For the south to come out now and say they must produce the next governor, do you see them as greedy or selfish people?
I will not say they are greedy or selfish. I will only say they are brow-beating the polity. In their heart of hearts, they know that this thing has been open to all senatorial districts and that zoning has been done by elimination. They know that this is what has been happening. They are just brow-beating the polity. Let us respect ourselves and behave accordingly. We must not limit powering sharing to the governorship seat. They want to domicile the head of judiciary and head of executive on the south. Why? In the geo-politics of the south, the Ejaghams of the south are located in Calabar Municipality, Akpabuyo, Odukpani, Bakassi and Akamkpa and even the name Bakassi, is Ejagham, meaning the place that roads did not get to. And those people have never tasted the senate seat. The senate seat, since 1999 has been occupied by the Efiks. Why can’t they zone the senate seat. Is it only the Efiks that own Cross River South?
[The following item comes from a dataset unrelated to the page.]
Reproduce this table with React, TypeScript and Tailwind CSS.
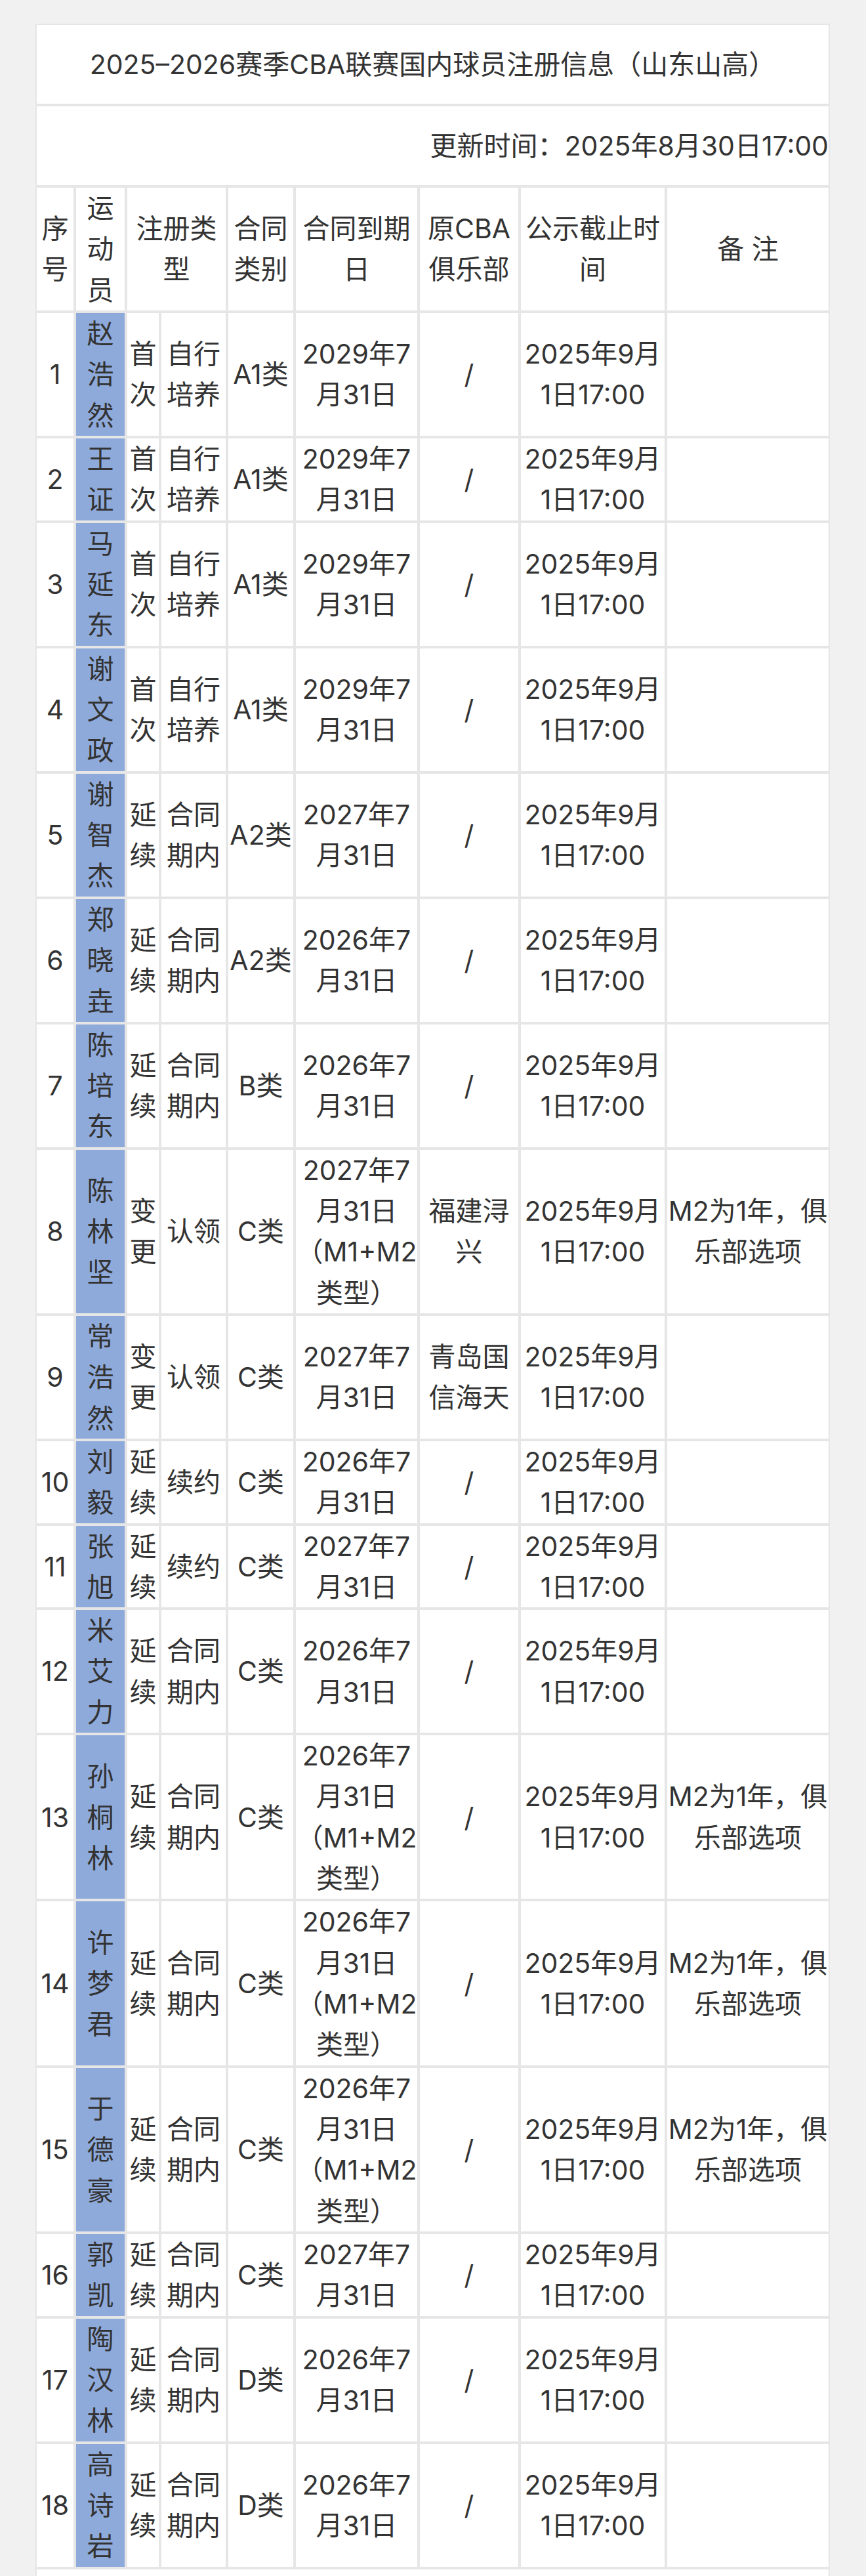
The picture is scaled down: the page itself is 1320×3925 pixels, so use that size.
type Row = {
  no: string;
  name: string;
  kind: string[];
  sub: string[];
  cls: string;
  date: string[];
  club: string[];
  note: string[];
};

const short = (y: string) => [`${y}年7`, "月31日"];
const long = (y: string) => [`${y}年7`, "月31日", "（M1+M2", "类型）"];
const option = ["M2为1年，俱", "乐部选项"];

const rows: Row[] = [
  { no: "1", name: "赵浩然", kind: ["首", "次"], sub: ["自行", "培养"], cls: "A1类", date: short("2029"), club: ["/"], note: [] },
  { no: "2", name: "王证", kind: ["首", "次"], sub: ["自行", "培养"], cls: "A1类", date: short("2029"), club: ["/"], note: [] },
  { no: "3", name: "马延东", kind: ["首", "次"], sub: ["自行", "培养"], cls: "A1类", date: short("2029"), club: ["/"], note: [] },
  { no: "4", name: "谢文政", kind: ["首", "次"], sub: ["自行", "培养"], cls: "A1类", date: short("2029"), club: ["/"], note: [] },
  { no: "5", name: "谢智杰", kind: ["延", "续"], sub: ["合同", "期内"], cls: "A2类", date: short("2027"), club: ["/"], note: [] },
  { no: "6", name: "郑晓垚", kind: ["延", "续"], sub: ["合同", "期内"], cls: "A2类", date: short("2026"), club: ["/"], note: [] },
  { no: "7", name: "陈培东", kind: ["延", "续"], sub: ["合同", "期内"], cls: "B类", date: short("2026"), club: ["/"], note: [] },
  { no: "8", name: "陈林坚", kind: ["变", "更"], sub: ["认领"], cls: "C类", date: long("2027"), club: ["福建浔", "兴"], note: option },
  { no: "9", name: "常浩然", kind: ["变", "更"], sub: ["认领"], cls: "C类", date: short("2027"), club: ["青岛国", "信海天"], note: [] },
  { no: "10", name: "刘毅", kind: ["延", "续"], sub: ["续约"], cls: "C类", date: short("2026"), club: ["/"], note: [] },
  { no: "11", name: "张旭", kind: ["延", "续"], sub: ["续约"], cls: "C类", date: short("2027"), club: ["/"], note: [] },
  { no: "12", name: "米艾力", kind: ["延", "续"], sub: ["合同", "期内"], cls: "C类", date: short("2026"), club: ["/"], note: [] },
  { no: "13", name: "孙桐林", kind: ["延", "续"], sub: ["合同", "期内"], cls: "C类", date: long("2026"), club: ["/"], note: option },
  { no: "14", name: "许梦君", kind: ["延", "续"], sub: ["合同", "期内"], cls: "C类", date: long("2026"), club: ["/"], note: option },
  { no: "15", name: "于德豪", kind: ["延", "续"], sub: ["合同", "期内"], cls: "C类", date: long("2026"), club: ["/"], note: option },
  { no: "16", name: "郭凯", kind: ["延", "续"], sub: ["合同", "期内"], cls: "C类", date: short("2027"), club: ["/"], note: [] },
  { no: "17", name: "陶汉林", kind: ["延", "续"], sub: ["合同", "期内"], cls: "D类", date: short("2026"), club: ["/"], note: [] },
  { no: "18", name: "高诗岩", kind: ["延", "续"], sub: ["合同", "期内"], cls: "D类", date: short("2026"), club: ["/"], note: [] },
];

function Cell({ lines, className = "" }: { lines: string[]; className?: string }) {
  return (
    <div className={`flex flex-col items-center justify-center whitespace-nowrap bg-white text-center ${className}`}>
      {lines.map((l, i) => (
        <span key={i}>{l}</span>
      ))}
    </div>
  );
}

export default function App() {
  return (
    <div className="min-h-screen bg-[#f1f1f1] pt-[36px] pl-[54px] font-['Inter','Noto_Sans_CJK_SC',sans-serif] text-[41px] leading-[62.33px] text-[#333333]">
      <div className="grid w-[1211px] grid-cols-[56px_74px_48px_98px_99px_185px_150px_219px_246px] gap-[4px] bg-[#e6e6e6] p-[2px]">
        {/* Title */}
        <div className="col-span-9 flex h-[120px] items-center justify-center whitespace-nowrap bg-white">
          2025–2026赛季CBA联赛国内球员注册信息（山东山高）
        </div>
        <div className="col-span-9 flex h-[120px] items-center justify-end whitespace-nowrap bg-white">
          更新时间：2025年8月30日17:00
        </div>

        {/* Header */}
        <Cell lines={["序", "号"]} />
        <Cell lines={["运", "动", "员"]} />
        <Cell lines={["注册类", "型"]} className="col-span-2" />
        <Cell lines={["合同", "类别"]} />
        <Cell lines={["合同到期", "日"]} />
        <Cell lines={["原CBA", "俱乐部"]} />
        <Cell lines={["公示截止时", "间"]} />
        <Cell lines={["备 注"]} />

        {rows.map((r) => (
          <div key={r.no} className="contents">
            <Cell lines={[r.no]} />
            <Cell lines={r.name.split("")} className="!bg-[#8eaadb]" />
            <Cell lines={r.kind} />
            <Cell lines={r.sub} />
            <Cell lines={[r.cls]} />
            <Cell lines={r.date} />
            <Cell lines={r.club} />
            <Cell lines={["2025年9月", "1日17:00"]} />
            <Cell lines={r.note} />
          </div>
        ))}

        <div className="col-span-9 h-[80px] bg-white" />
      </div>
    </div>
  );
}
But Ita Giwa is from Bakassi.
Yes, she is Bakassi but she is Efik. What I am saying is that there are two major ethnic groups in the south-the Efiks and the Ejaghams. The Efiks have been the ones taking all the juicy positions. Donald Duke is Efik, he was governor. Now, Gershom Bassey wants to come. Go to the senate, From Ita-Giwa, it moved to Bassey Ewa Henshaw, then moved to Senator Prince Otu, now it is with Gershom; all of them Efik. No Ejagham man has tasted it. Meanwhile, the Ejaghams are a very strong group in the south. They are not doing zoning there, they have not removed the speck from their eyes, they want to remove the mote in their brother’s eyes. Let them start the zoning from the south, let us see. Let them zone the senate seat to the Ejagham people, let them zone the governorship seat to the Ejagham people, let them zone the senate to the Biase people, let us see that truly, they believe in power sharing.
They are just brow-beating the polity. They know the truth but they are brow-beating the polity. The southern people are brow-beating the polity and they should stop it.